Einführung in das messianische Judentum: Sein kirchlicher Kontext und biblische Grundlagen
Jeschuas Verweis auf die verlorenen Schafe verkörpert also eine intensive Loyalität zu Israel, die Gottes Leidenschaft für sein Volk widerspiegelt, seinen Wunsch, es zu sich zurückzubringen. Andere Aussprüche des Meisters deuten auf dieselbe leidenschaftliche Loyalität hin, darunter Jeschuas Sehnsucht nach Jerusalem gegen Ende seines irdischen Dienstes: „O Jerusalem, Jerusalem, die du die Propheten tötest und die steinigst, die zu ihr gesandt sind! Wie oft wollte ich deine Kinder versammeln, wie eine Henne ihre Küken unter ihre Flügel sammelt, aber du wolltest nicht!“ (Mt 23:37 NKJV). Ahavat Yisrael – die Liebe zu Israel als Volk – ist die Grundlage für Jeschuas gesamten Dienst unter seinem Volk und auch für seinen gesamten irdischen Dienst unter den Menschen.

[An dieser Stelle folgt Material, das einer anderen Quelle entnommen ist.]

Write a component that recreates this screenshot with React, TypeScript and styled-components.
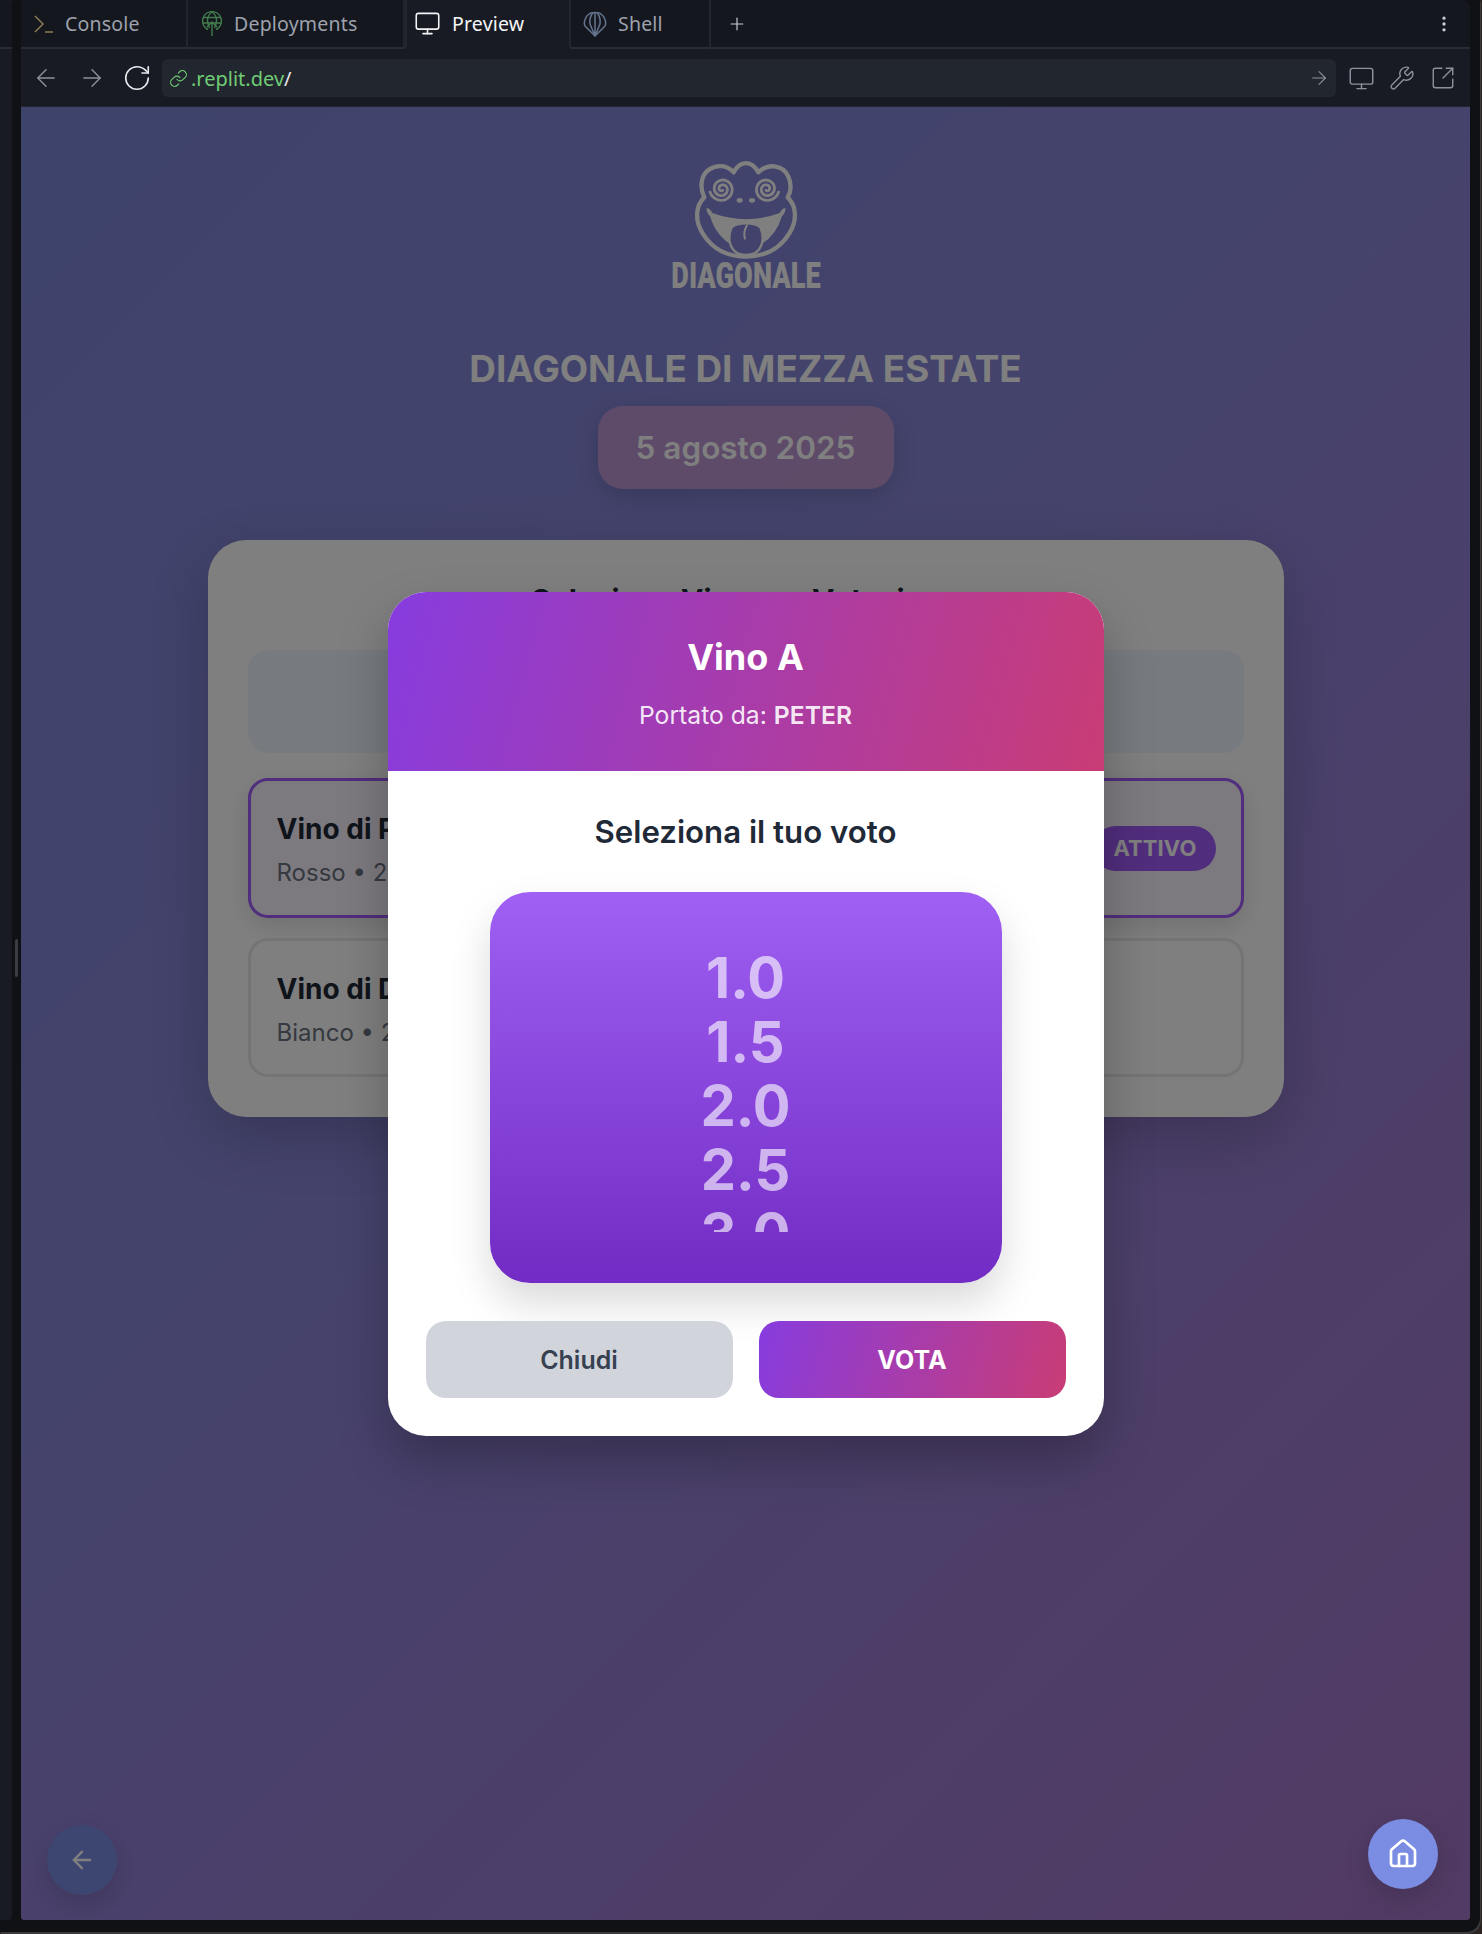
import React from "react";
import styled, { createGlobalStyle } from "styled-components";
import { ArrowLeft, ArrowRight, RotateCw, Link, Monitor, Wrench, SquareArrowOutUpRight, Plus, Home, EllipsisVertical } from "lucide-react";

const Global = createGlobalStyle`
  html, body { margin: 0; padding: 0; background: #2b2321; }
  body { font-family: Inter, "Noto Sans", sans-serif; width: 1482px; height: 1934px; overflow: hidden; }
  * { box-sizing: border-box; }
`;

const Win = styled.div`
  width: 1480px; height: 1932px; background: #101115; display: flex;
  border-bottom-right-radius: 14px; box-shadow: 1px 2px 0 #3a3a3c;
  overflow: hidden;
`;
const SidePanel = styled.aside`
  width: 12px; height: 1920px; background: #181b23; border-bottom-right-radius: 4px; flex: none;
  display: flex; flex-direction: column;
`;
const SideTop = styled.div`
  height: 49px; flex: none; background: #15171f; border-bottom: 2px solid #2a2c33; border-top-right-radius: 6px;
`;
const Handle = styled.div`
  width: 3px; height: 38px; background: #3a3d44; border-radius: 2px; margin: 890px 0 0 15px; flex: none;
`;
const Main = styled.div`
  width: 1449px; margin-left: 9px; height: 1920px; display: flex; flex-direction: column; flex: none;
`;
const TabBar = styled.nav`
  height: 49px; flex: none; background: #15171f; display: flex; align-items: stretch; position: relative;
  border-top-right-radius: 8px;
`;
const Tab = styled.div<{ $w: number; $active?: boolean; $pad: number }>`
  width: ${p => p.$w}px; padding-left: ${p => p.$pad}px; display: flex; align-items: center; gap: 11px;
  font-family: "Noto Sans", sans-serif; font-size: 19.5px; letter-spacing: .2px; color: ${p => (p.$active ? "#f4f5f7" : "#9da2ad")};
  background: ${p => (p.$active ? "#181b23" : "transparent")};
  border-right: 2px solid #23252c;
  border-left: ${p => (p.$active ? "2px solid #23252c" : "none")};
  border-bottom: 2px solid ${p => (p.$active ? "#181b23" : "#2a2c33")};
  flex: none;
`;
const TabFill = styled.div`
  flex: 1; display: flex; align-items: center; justify-content: space-between; padding: 0 16px 0 16px;
  border-bottom: 2px solid #2a2c33; color: #c9ccd2;
`;
const Toolbar = styled.div`
  height: 58px; flex: none; background: #181b23; display: flex; align-items: center; padding: 1px 16px 0 14px;
  color: #8d919a; border-bottom: 1px solid #24262d;
`;
const NavBtn = styled.span<{ $w: number; $color?: string }>`
  width: ${p => p.$w}px; display: flex; justify-content: center; color: ${p => p.$color || "#8d919a"}; flex: none;
  svg { flex: none; }
`;
const UrlBar = styled.div`
  margin-left: 0; width: 1174px; height: 38px; background: #22262e; border-radius: 6px; display: flex; align-items: center;
  padding: 0 6px 0 6px; font-family: "Noto Sans", sans-serif; font-size: 20px; color: #e6e7ea; flex: none;
`;
const UrlHost = styled.span`
  color: #70cc74; margin-left: 3px;
`;
const UrlGo = styled.span`
  margin-left: auto; display: flex; color: #8d919a;
`;

const Preview = styled.main`
  flex: 1; position: relative; overflow: hidden; border-radius: 0 0 4px 4px;
  background: linear-gradient(135deg, #7c86d8 0%, #8a86d8 44%, #9282d8 55%, #a476c8 100%);
  display: flex; flex-direction: column; align-items: center; padding-top: 33px;
`;
const Logo = styled.svg`
  width: 210px; height: 170px; flex: none; display: block;
`;
const EventTitle = styled.h1`
  margin: 37px 0 0; font-size: 36.8px; line-height: 44px; font-weight: 700; color: #fff; letter-spacing: 0;
`;
const DatePill = styled.div`
  margin-top: 15px; width: 296px; height: 83px; border-radius: 25px; background: linear-gradient(135deg, #bd96d6, #bd96d0);
  display: flex; align-items: center; justify-content: center; color: #fff; font-size: 31.5px; font-weight: 600;
  box-shadow: 0 8px 25px rgba(0,0,0,.15);
`;
const Card = styled.section`
  margin-top: 51px; width: 1076px; height: 577px; background: #fff; border-radius: 38px; padding: 40px;
  box-shadow: 0 20px 60px rgba(0,0,0,.2); display: flex; flex-direction: column;
`;
const CardTitle = styled.h2`
  margin: 0; height: 70px; text-align: center; font-size: 30px; line-height: 40px; font-weight: 700; color: #1f2937;
`;
const InfoBox = styled.div`
  height: 103px; background: #eff6ff; border-radius: 20px; flex: none; margin-bottom: 25px;
`;
const Row = styled.div<{ $active?: boolean }>`
  height: ${p => (p.$active ? 140 : 139)}px; flex: none; border-radius: 20px; padding: 0 25px 0 26px;
  border: 3px solid ${p => (p.$active ? "#a35bfb" : "#e8e9ec")};
  background: ${p => (p.$active ? "#faf5ff" : "#fff")};
  box-shadow: ${p => (p.$active ? "0 8px 25px rgba(0,0,0,.12)" : "none")};
  display: flex; align-items: center; justify-content: space-between;
  & + & { margin-top: 20px; }
`;
const RowText = styled.div`
  padding-top: 4px;
`;
const RowName = styled.div`
  font-size: 28px; line-height: 34px; font-weight: 700; color: #1f2937;
`;
const RowMeta = styled.div`
  margin-top: 12px; font-size: 24px; line-height: 30px; color: #6b7280;
`;
const Badge = styled.span`
  height: 45px; padding: 0 19px 0 20px; border-radius: 23px; background: #a35bfb; color: #fff; font-size: 22px; font-weight: 700;
  display: flex; align-items: center; letter-spacing: .1px;
`;
const FloatBtn = styled.button<{ $side: "left" | "right"; $bottom: number; $z: number; $icon: string }>`
  position: absolute; ${p => p.$side}: ${p => (p.$side === "left" ? 26 : 32)}px; bottom: ${p => p.$bottom}px;
  width: 70px; height: 70px; border-radius: 50%; border: none; background: #7b8de2; color: ${p => p.$icon};
  display: flex; align-items: center; justify-content: center; z-index: ${p => p.$z};
  box-shadow: 0 8px 25px rgba(0,0,0,.15);
`;
const Overlay = styled.div`
  position: absolute; inset: 0; background: rgba(0,0,0,.5); display: flex; align-items: center; justify-content: center; z-index: 5;
`;
const Modal = styled.div`
  width: 716px; height: 844px; background: #fff; border-radius: 38px; overflow: hidden; margin-top: 1px;
  box-shadow: 0 25px 50px rgba(0,0,0,.25); display: flex; flex-direction: column;
`;
const ModalHead = styled.header`
  height: 179px; flex: none; background: linear-gradient(105deg, #873cdf, #c93c75); color: #fff; text-align: center;
  display: flex; flex-direction: column; align-items: center; padding-top: 43px;
`;
const WineName = styled.h3`
  margin: 0; font-size: 36px; line-height: 44px; font-weight: 700;
`;
const Bringer = styled.p`
  margin: 21px 0 0; font-size: 24.7px; line-height: 30px; color: rgba(255,255,255,.9);
  strong { font-weight: 600; }
`;
const ModalBody = styled.div`
  flex: 1; padding: 42px 38px 38px; display: flex; flex-direction: column; align-items: center;
`;
const Prompt = styled.h4`
  margin: 0; font-size: 31.2px; line-height: 38px; font-weight: 600; color: #1f2937;
`;
const Picker = styled.div`
  margin-top: 41px; width: 512px; height: 391px; flex: none; border-radius: 40px;
  background: linear-gradient(180deg, #9f60f3, #722bc4); box-shadow: 0 20px 40px rgba(0,0,0,.15);
  padding: 54px 0 51px; display: flex; flex-direction: column; align-items: center;
`;
const Scroller = styled.div`
  height: 286px; width: 100%; overflow: hidden; text-align: center;
`;
const Score = styled.div`
  font-size: 56px; line-height: 64px; height: 64px; font-weight: 700; color: rgba(255,255,255,.62);
`;
const Actions = styled.div`
  margin-top: 38px; width: 100%; display: grid; grid-template-columns: 1fr 1fr; gap: 26px;
`;
const Btn = styled.button<{ $primary?: boolean }>`
  height: 77px; border: none; border-radius: 20px; font-family: inherit; font-size: 25px; font-weight: ${p => (p.$primary ? 700 : 600)};
  color: ${p => (p.$primary ? "#fff" : "#374151")};
  background: ${p => (p.$primary ? "linear-gradient(105deg, #873cdf, #c93c75)" : "#d1d5db")};
`;

const Spiral = ({ cx, cy, flip }: { cx: number; cy: number; flip?: boolean }) => {
  const pts: string[] = [];
  for (let i = 0; i <= 80; i++) {
    const a = (i / 80) * Math.PI * 4.6;
    const r = 4 + (i / 80) * 33;
    const x = cx + (flip ? -1 : 1) * r * Math.cos(a + 1);
    const y = cy + r * Math.sin(a + 1);
    pts.push(`${x.toFixed(1)},${y.toFixed(1)}`);
  }
  return <polyline points={pts.join(" ")} fill="none" stroke="#fff" strokeWidth="8.5" strokeLinecap="round" />;
};

const FrogLogo = () => (
  <Logo viewBox="0 0 630 510" aria-label="Diagonale">
    <path
      d="M278 97C298 60 332 60 352 97C378 70 425 72 442 110C453 135 448 158 440 172C466 197 470 240 445 280C415 330 365 350 315 350C265 350 215 330 185 280C160 240 164 197 190 172C176 145 178 105 205 88C230 72 258 76 278 97Z"
      fill="none" stroke="#fff" strokeWidth="13" strokeLinejoin="round"
    />
    <Spiral cx={243} cy={147} />
    <Spiral cx={377} cy={147} flip />
    <ellipse cx="296" cy="181" rx="9" ry="7" fill="#fff" />
    <ellipse cx="333" cy="181" rx="9" ry="7" fill="#fff" />
    <path d="M196 205Q206 203 214 219Q315 256 416 219Q424 203 434 205Q432 222 423 228Q405 290 352 318L278 318Q225 290 207 228Q198 222 196 205Z" fill="#fff" />
    <path d="M272 262C256 300 268 345 315 345C362 345 374 300 358 262C340 246 290 246 272 262Z" fill="#8684d8" stroke="#fff" strokeWidth="7" />
    <path d="M318 256C310 270 308 285 312 296" fill="none" stroke="#fff" strokeWidth="6" strokeLinecap="round" />
    <text x="315" y="444" textAnchor="middle" textLength="448" lengthAdjust="spacingAndGlyphs" fontFamily="Roboto, sans-serif" fontWeight="900" fontSize="108" fill="#fff">DIAGONALE</text>
  </Logo>
);

const ConsoleIcon = () => (
  <svg width="20" height="24" viewBox="0 0 20 24" fill="none" stroke="#8a7c50" strokeWidth="1.5">
    <path d="M1 4l8 8-8 8" />
    <path d="M11 20h8" />
  </svg>
);
const DeployIcon = () => (
  <svg width="22" height="26" viewBox="0 0 22 26" fill="none" stroke="#417c4c" strokeWidth="1.4">
    <path d="M7 18.5A9.4 9.4 0 1 1 15 18.5" />
    <path d="M11 1c-3 2-4.5 5-4.5 8.5S7.500 15 8.500 17M11 1c3 2 4.500 5 4.500 8.500s-1 5.500-2 7.500" />
    <path d="M2 6.500h18M1.500 12h19" />
    <path d="M11 25V11M6 16l5-5 5 5" />
  </svg>
);
const ShellIcon = () => (
  <svg width="24" height="26" viewBox="0 0 24 26" fill="none" stroke="#65758f" strokeWidth="1.5" strokeLinejoin="round">
    <path d="M12 25L2 15C0 11 3 5 6 3C8 1 16 1 18 3C21 5 24 11 22 15Z" />
    <path d="M12 25L7 13C6.500 9 8 4 10 1.500M12 25L17 13C17.500 9 16 4 14 1.500M12 25L12 1.500" />
  </svg>
);

const scores = ["1.0", "1.5", "2.0", "2.5", "3.0"];

export default function App() {
  return (
    <>
      <Global />
      <Win>
        <SidePanel>
          <SideTop />
          <Handle />
        </SidePanel>
        <Main>
          <TabBar>
            <Tab $w={167} $pad={13}><ConsoleIcon />Console</Tab>
            <Tab $w={217} $pad={13}><DeployIcon />Deployments</Tab>
            <Tab $w={166} $active $pad={7}><Monitor size={27} strokeWidth={1.4} />Preview</Tab>
            <Tab $w={140} $pad={12}><ShellIcon />Shell</Tab>
            <TabFill><Plus size={20} strokeWidth={1.4} /><EllipsisVertical size={20} strokeWidth={2} /></TabFill>
          </TabBar>
          <Toolbar>
            <NavBtn $w={22}><ArrowLeft size={28} strokeWidth={1.2} /></NavBtn>
            <NavBtn $w={70}><ArrowRight size={28} strokeWidth={1.2} /></NavBtn>
            <NavBtn $w={20} $color="#e8e9ec"><RotateCw size={30} strokeWidth={1.3} /></NavBtn>
            <NavBtn $w={15} />
            <UrlBar>
              <NavBtn $w={20} $color="#70cc74"><Link size={19} strokeWidth={1.4} /></NavBtn>
              <UrlHost>.replit.dev</UrlHost>/
              <UrlGo><ArrowRight size={22} strokeWidth={1.2} /></UrlGo>
            </UrlBar>
            <NavBtn $w={50}><Monitor size={27} strokeWidth={1.3} /></NavBtn>
            <NavBtn $w={32}><Wrench size={26} strokeWidth={1.3} /></NavBtn>
            <NavBtn $w={50}><SquareArrowOutUpRight size={26} strokeWidth={1.3} /></NavBtn>
          </Toolbar>
          <Preview>
            <FrogLogo />
            <EventTitle>DIAGONALE DI MEZZA ESTATE</EventTitle>
            <DatePill>5 agosto 2025</DatePill>
            <Card>
              <CardTitle>Seleziona Vino per Votazione</CardTitle>
              <InfoBox />
              <Row $active>
                <RowText>
                  <RowName>Vino di Peter</RowName>
                  <RowMeta>Rosso • 2 voti</RowMeta>
                </RowText>
                <Badge>ATTIVO</Badge>
              </Row>
              <Row>
                <RowText>
                  <RowName>Vino di Davide</RowName>
                  <RowMeta>Bianco • 2 voti</RowMeta>
                </RowText>
              </Row>
            </Card>
            <FloatBtn $side="left" $bottom={25} $z={1} $icon="#fff"><ArrowLeft size={28} strokeWidth={2} /></FloatBtn>
            <Overlay>
              <Modal>
                <ModalHead>
                  <WineName>Vino A</WineName>
                  <Bringer>Portato da: <strong>PETER</strong></Bringer>
                </ModalHead>
                <ModalBody>
                  <Prompt>Seleziona il tuo voto</Prompt>
                  <Picker>
                    <Scroller>
                      {scores.map(s => <Score key={s}>{s}</Score>)}
                    </Scroller>
                  </Picker>
                  <Actions>
                    <Btn>Chiudi</Btn>
                    <Btn $primary>VOTA</Btn>
                  </Actions>
                </ModalBody>
              </Modal>
            </Overlay>
            <FloatBtn $side="right" $bottom={31} $z={10} $icon="#fff"><Home size={32} strokeWidth={2} /></FloatBtn>
          </Preview>
        </Main>
      </Win>
    </>
  );
}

Jeschua hat diese Loyalität nicht nur in Worten, sondern auch in seiner eigenen Praxis an entscheidenden Stellen vorgelebt. Er war offen für die jüdische Tradition, weil er offen für das lebendige, atmende jüdische Volk war, nicht nur für ein idealisiertes Bild von ihm. Die Taufe zum Beispiel, die messianische Juden oft wörtlich mit „Untertauchen“ (hebräisch tevilah) übersetzen, spiegelt jüdische Reinigungspraktiken aus Levitikus wider. In der Zeit des Zweiten Tempels wurde der Gebrauch der Mikwe, des Tauchbeckens, ausgeweitet und umfasste nun auch die allgemeine spirituelle Reinigung oder Hingabe und nicht mehr nur die Reinigung nach einer bestimmten Verunreinigung. Johannes übernahm diesen Brauch, der sowohl Tradition als auch direkte biblische Gebote enthielt, und entwickelte ihn zu einem Bußbad weiter, das er jedem ans Herz legte – nicht gerade das, was Levitikus befahl. Auch bei seinem letzten Passahfest nahm Jeschua eine jüdische Tradition auf, die in der Heiligen Schrift überhaupt nicht erwähnt wird – das Trinken von Wein während des Mahls – und machte dies zum zentralen Bestandteil seines letzten Abendmahls.